§ **Exercise**
Retype all of the listing exactly, passing over any picture you find.

— Start —

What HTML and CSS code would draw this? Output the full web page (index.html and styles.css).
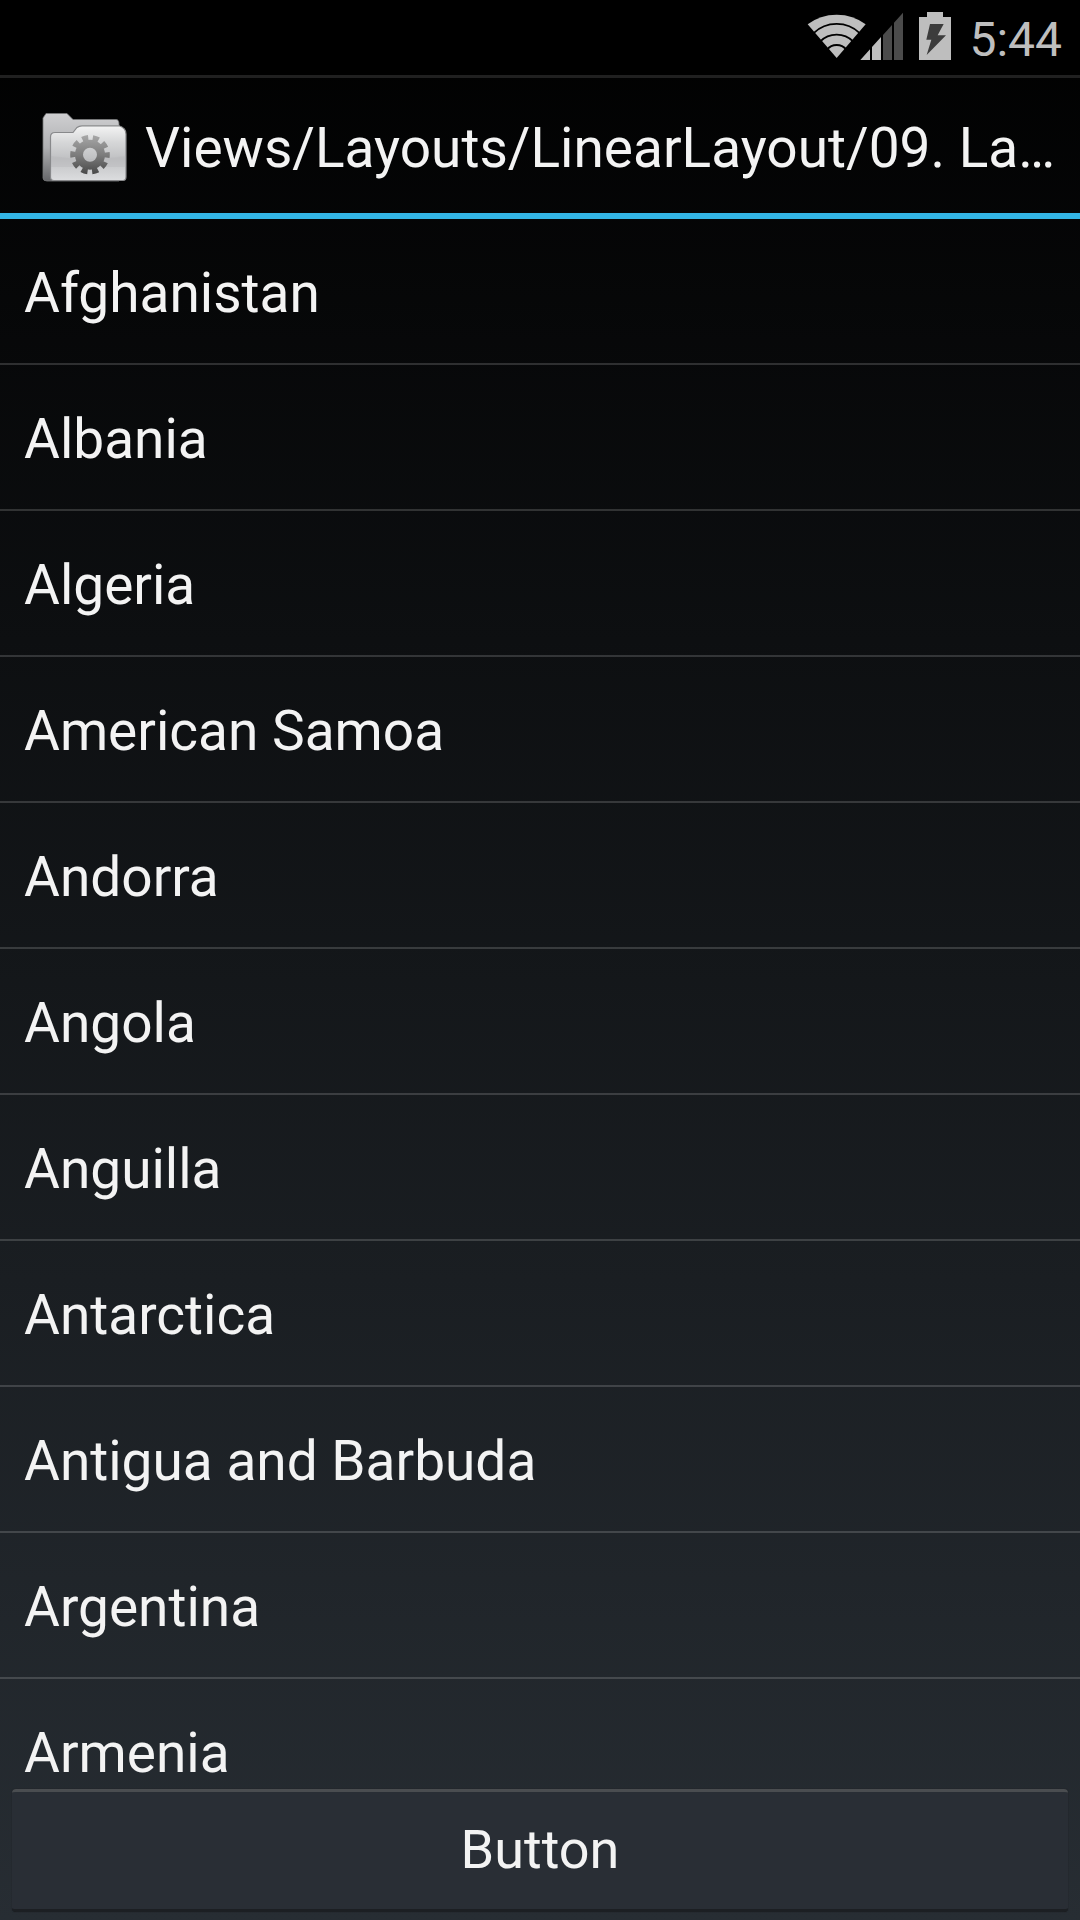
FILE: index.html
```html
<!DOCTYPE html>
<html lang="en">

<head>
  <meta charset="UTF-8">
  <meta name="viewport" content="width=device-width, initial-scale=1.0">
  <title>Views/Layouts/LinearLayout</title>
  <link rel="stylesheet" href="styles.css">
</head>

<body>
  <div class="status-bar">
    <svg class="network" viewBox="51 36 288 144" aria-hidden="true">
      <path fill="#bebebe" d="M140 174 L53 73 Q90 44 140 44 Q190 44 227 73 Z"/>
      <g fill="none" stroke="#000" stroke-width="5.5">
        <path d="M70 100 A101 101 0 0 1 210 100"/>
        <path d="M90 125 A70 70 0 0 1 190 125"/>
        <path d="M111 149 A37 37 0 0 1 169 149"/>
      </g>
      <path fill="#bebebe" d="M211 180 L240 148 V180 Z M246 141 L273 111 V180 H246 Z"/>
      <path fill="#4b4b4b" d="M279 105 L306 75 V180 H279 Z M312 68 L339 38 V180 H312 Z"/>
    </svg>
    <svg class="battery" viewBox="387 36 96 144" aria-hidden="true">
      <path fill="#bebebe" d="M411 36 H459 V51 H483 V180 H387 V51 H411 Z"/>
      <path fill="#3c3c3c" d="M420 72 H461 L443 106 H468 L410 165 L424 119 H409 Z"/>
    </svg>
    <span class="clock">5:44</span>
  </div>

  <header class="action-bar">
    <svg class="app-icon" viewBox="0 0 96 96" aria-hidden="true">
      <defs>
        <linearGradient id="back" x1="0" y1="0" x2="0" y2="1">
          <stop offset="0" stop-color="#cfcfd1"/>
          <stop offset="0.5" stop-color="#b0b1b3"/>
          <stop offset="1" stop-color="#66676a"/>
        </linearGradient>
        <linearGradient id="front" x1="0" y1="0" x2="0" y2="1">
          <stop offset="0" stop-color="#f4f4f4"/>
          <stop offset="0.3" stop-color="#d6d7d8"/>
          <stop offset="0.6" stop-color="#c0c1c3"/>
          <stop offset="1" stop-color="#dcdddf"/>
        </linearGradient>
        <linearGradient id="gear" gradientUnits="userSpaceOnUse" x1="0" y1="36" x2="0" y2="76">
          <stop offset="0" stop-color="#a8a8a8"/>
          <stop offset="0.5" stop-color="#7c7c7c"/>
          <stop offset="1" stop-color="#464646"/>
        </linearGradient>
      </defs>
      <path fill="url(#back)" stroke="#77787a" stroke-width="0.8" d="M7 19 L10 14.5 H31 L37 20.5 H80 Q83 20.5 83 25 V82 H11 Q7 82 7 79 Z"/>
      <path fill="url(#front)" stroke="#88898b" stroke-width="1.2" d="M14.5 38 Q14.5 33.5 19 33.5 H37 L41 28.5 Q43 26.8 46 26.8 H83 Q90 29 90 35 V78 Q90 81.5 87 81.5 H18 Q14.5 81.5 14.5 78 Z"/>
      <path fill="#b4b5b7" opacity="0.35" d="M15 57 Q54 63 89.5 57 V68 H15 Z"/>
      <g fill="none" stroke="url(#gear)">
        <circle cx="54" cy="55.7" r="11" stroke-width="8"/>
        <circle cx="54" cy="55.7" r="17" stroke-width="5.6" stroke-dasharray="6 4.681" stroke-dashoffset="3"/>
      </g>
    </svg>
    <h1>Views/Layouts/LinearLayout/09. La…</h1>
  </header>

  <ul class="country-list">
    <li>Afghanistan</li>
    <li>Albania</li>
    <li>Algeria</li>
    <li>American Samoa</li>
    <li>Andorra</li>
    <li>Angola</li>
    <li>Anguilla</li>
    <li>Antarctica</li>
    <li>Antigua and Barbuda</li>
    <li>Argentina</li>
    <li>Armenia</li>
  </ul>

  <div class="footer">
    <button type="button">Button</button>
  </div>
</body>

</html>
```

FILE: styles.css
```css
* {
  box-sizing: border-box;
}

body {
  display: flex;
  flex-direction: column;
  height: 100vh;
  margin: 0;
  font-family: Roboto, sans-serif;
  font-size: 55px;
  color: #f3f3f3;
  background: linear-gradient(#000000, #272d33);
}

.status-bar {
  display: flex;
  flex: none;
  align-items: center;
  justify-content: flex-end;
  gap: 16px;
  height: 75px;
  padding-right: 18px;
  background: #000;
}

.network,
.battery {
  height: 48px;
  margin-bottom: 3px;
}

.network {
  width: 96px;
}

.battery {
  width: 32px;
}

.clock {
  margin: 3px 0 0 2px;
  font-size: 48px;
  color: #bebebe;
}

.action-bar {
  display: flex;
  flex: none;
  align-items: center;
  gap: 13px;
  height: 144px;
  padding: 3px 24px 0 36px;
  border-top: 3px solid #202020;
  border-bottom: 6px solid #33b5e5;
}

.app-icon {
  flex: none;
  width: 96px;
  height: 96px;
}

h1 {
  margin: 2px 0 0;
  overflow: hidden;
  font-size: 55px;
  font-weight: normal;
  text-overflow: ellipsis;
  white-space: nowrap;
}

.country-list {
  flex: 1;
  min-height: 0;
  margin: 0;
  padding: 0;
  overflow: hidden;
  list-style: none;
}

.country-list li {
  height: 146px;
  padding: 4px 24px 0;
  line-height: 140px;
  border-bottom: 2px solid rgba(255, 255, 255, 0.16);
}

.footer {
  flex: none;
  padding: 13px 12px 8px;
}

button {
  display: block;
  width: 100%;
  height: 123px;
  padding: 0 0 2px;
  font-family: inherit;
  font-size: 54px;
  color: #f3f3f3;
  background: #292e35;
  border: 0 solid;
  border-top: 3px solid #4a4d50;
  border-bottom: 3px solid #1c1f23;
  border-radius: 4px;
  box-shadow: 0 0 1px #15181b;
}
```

— End —

§ **Finished task**
What HTML and CSS code would draw this? Output the full web page (index.html and styles.css).
FILE: index.html
```html
<!DOCTYPE html>
<html lang="en">

<head>
  <meta charset="UTF-8">
  <meta name="viewport" content="width=device-width, initial-scale=1.0">
  <title>Views/Layouts/LinearLayout</title>
  <link rel="stylesheet" href="styles.css">
</head>

<body>
  <div class="status-bar">
    <svg class="network" viewBox="51 36 288 144" aria-hidden="true">
      <path fill="#bebebe" d="M140 174 L53 73 Q90 44 140 44 Q190 44 227 73 Z"/>
      <g fill="none" stroke="#000" stroke-width="5.5">
        <path d="M70 100 A101 101 0 0 1 210 100"/>
        <path d="M90 125 A70 70 0 0 1 190 125"/>
        <path d="M111 149 A37 37 0 0 1 169 149"/>
      </g>
      <path fill="#bebebe" d="M211 180 L240 148 V180 Z M246 141 L273 111 V180 H246 Z"/>
      <path fill="#4b4b4b" d="M279 105 L306 75 V180 H279 Z M312 68 L339 38 V180 H312 Z"/>
    </svg>
    <svg class="battery" viewBox="387 36 96 144" aria-hidden="true">
      <path fill="#bebebe" d="M411 36 H459 V51 H483 V180 H387 V51 H411 Z"/>
      <path fill="#3c3c3c" d="M420 72 H461 L443 106 H468 L410 165 L424 119 H409 Z"/>
    </svg>
    <span class="clock">5:44</span>
  </div>

  <header class="action-bar">
    <svg class="app-icon" viewBox="0 0 96 96" aria-hidden="true">
      <defs>
        <linearGradient id="back" x1="0" y1="0" x2="0" y2="1">
          <stop offset="0" stop-color="#cfcfd1"/>
          <stop offset="0.5" stop-color="#b0b1b3"/>
          <stop offset="1" stop-color="#66676a"/>
        </linearGradient>
        <linearGradient id="front" x1="0" y1="0" x2="0" y2="1">
          <stop offset="0" stop-color="#f4f4f4"/>
          <stop offset="0.3" stop-color="#d6d7d8"/>
          <stop offset="0.6" stop-color="#c0c1c3"/>
          <stop offset="1" stop-color="#dcdddf"/>
        </linearGradient>
        <linearGradient id="gear" gradientUnits="userSpaceOnUse" x1="0" y1="36" x2="0" y2="76">
          <stop offset="0" stop-color="#a8a8a8"/>
          <stop offset="0.5" stop-color="#7c7c7c"/>
          <stop offset="1" stop-color="#464646"/>
        </linearGradient>
      </defs>
      <path fill="url(#back)" stroke="#77787a" stroke-width="0.8" d="M7 19 L10 14.5 H31 L37 20.5 H80 Q83 20.5 83 25 V82 H11 Q7 82 7 79 Z"/>
      <path fill="url(#front)" stroke="#88898b" stroke-width="1.2" d="M14.5 38 Q14.5 33.5 19 33.5 H37 L41 28.5 Q43 26.8 46 26.8 H83 Q90 29 90 35 V78 Q90 81.5 87 81.5 H18 Q14.5 81.5 14.5 78 Z"/>
      <path fill="#b4b5b7" opacity="0.35" d="M15 57 Q54 63 89.5 57 V68 H15 Z"/>
      <g fill="none" stroke="url(#gear)">
        <circle cx="54" cy="55.7" r="11" stroke-width="8"/>
        <circle cx="54" cy="55.7" r="17" stroke-width="5.6" stroke-dasharray="6 4.681" stroke-dashoffset="3"/>
      </g>
    </svg>
    <h1>Views/Layouts/LinearLayout/09. La…</h1>
  </header>

  <ul class="country-list">
    <li>Afghanistan</li>
    <li>Albania</li>
    <li>Algeria</li>
    <li>American Samoa</li>
    <li>Andorra</li>
    <li>Angola</li>
    <li>Anguilla</li>
    <li>Antarctica</li>
    <li>Antigua and Barbuda</li>
    <li>Argentina</li>
    <li>Armenia</li>
  </ul>

  <div class="footer">
    <button type="button">Button</button>
  </div>
</body>

</html>
```

FILE: styles.css
```css
* {
  box-sizing: border-box;
}

body {
  display: flex;
  flex-direction: column;
  height: 100vh;
  margin: 0;
  font-family: Roboto, sans-serif;
  font-size: 55px;
  color: #f3f3f3;
  background: linear-gradient(#000000, #272d33);
}

.status-bar {
  display: flex;
  flex: none;
  align-items: center;
  justify-content: flex-end;
  gap: 16px;
  height: 75px;
  padding-right: 18px;
  background: #000;
}

.network,
.battery {
  height: 48px;
  margin-bottom: 3px;
}

.network {
  width: 96px;
}

.battery {
  width: 32px;
}

.clock {
  margin: 3px 0 0 2px;
  font-size: 48px;
  color: #bebebe;
}

.action-bar {
  display: flex;
  flex: none;
  align-items: center;
  gap: 13px;
  height: 144px;
  padding: 3px 24px 0 36px;
  border-top: 3px solid #202020;
  border-bottom: 6px solid #33b5e5;
}

.app-icon {
  flex: none;
  width: 96px;
  height: 96px;
}

h1 {
  margin: 2px 0 0;
  overflow: hidden;
  font-size: 55px;
  font-weight: normal;
  text-overflow: ellipsis;
  white-space: nowrap;
}

.country-list {
  flex: 1;
  min-height: 0;
  margin: 0;
  padding: 0;
  overflow: hidden;
  list-style: none;
}

.country-list li {
  height: 146px;
  padding: 4px 24px 0;
  line-height: 140px;
  border-bottom: 2px solid rgba(255, 255, 255, 0.16);
}

.footer {
  flex: none;
  padding: 13px 12px 8px;
}

button {
  display: block;
  width: 100%;
  height: 123px;
  padding: 0 0 2px;
  font-family: inherit;
  font-size: 54px;
  color: #f3f3f3;
  background: #292e35;
  border: 0 solid;
  border-top: 3px solid #4a4d50;
  border-bottom: 3px solid #1c1f23;
  border-radius: 4px;
  box-shadow: 0 0 1px #15181b;
}
```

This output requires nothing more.